Training models to predict chart rank split by genre

Data Description

Data is split by genre - country, pop, latin, r&B, jazz - and operated on independently of one another

Predictions

Overall performace is expected to increase. It is assumed the data is semi-clustered by genre and by splitting it accordingly, fewer outliers will be present. Model performance is expected to be average to good.

All Data (per genre)

80/20 Train/Test Split

All data (per genre) - Analysis

Breaking by genre has had disappointingly low results. The genre breakdown does not seem to have a large effect on overall model accuracy, with the exception of R&B which is ~4% worse on average than the all data runs. (note that jazz and pop only track top 50 songs, so the lower values these produce, when considered on the scale of 100 from the others and from all data, is equally as poor).

All Data (per genre) - Recent 3 years

80/20 Train/Test Split

All Data (per genre) - Recent Analysis

Surprisingly, using only the last 3 years of data has produced significantly worse results than any other data breakdown, with the average being around 1-2% worse, but country producing a model 6% worse on average than using all data.

Splitting on the last 3 years of data was done based on the assumption that music trends change with time, and using all historical data could potentially throw off the model.
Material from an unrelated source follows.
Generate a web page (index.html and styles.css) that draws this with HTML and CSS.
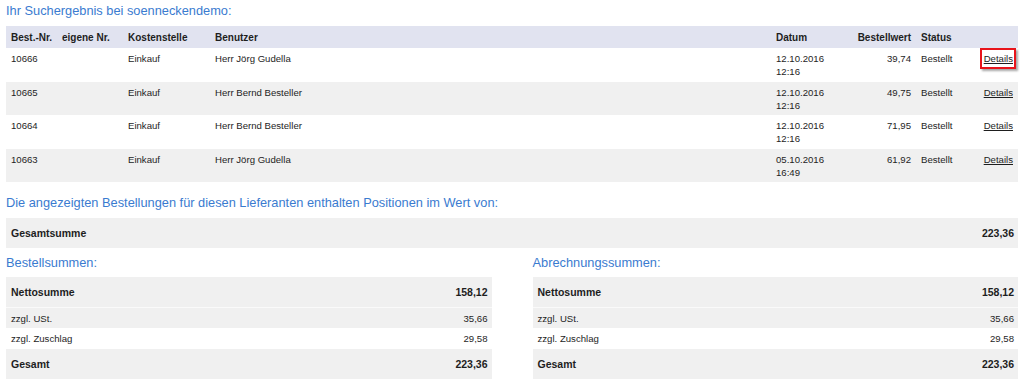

It seems the general trends are stronger when looking at the data as a whole than just the past 3 years.

Overall Analysis

Regardless of parameters or data, the models produced consistently performed poorly. The best RMSE obtained was around 25% of the range of possible values, regardless of data breakdown or variant, with worse models ending up with over 30%.

Splitting by genre, while initially assumed to be the best option, produced, at best, equivalent results to no breakdown at all, and at worst, the worst models made overall.

The results here agree with most of the clustering and classification results observed, which is to say, there does not appear any strong trends between our data and song popularity.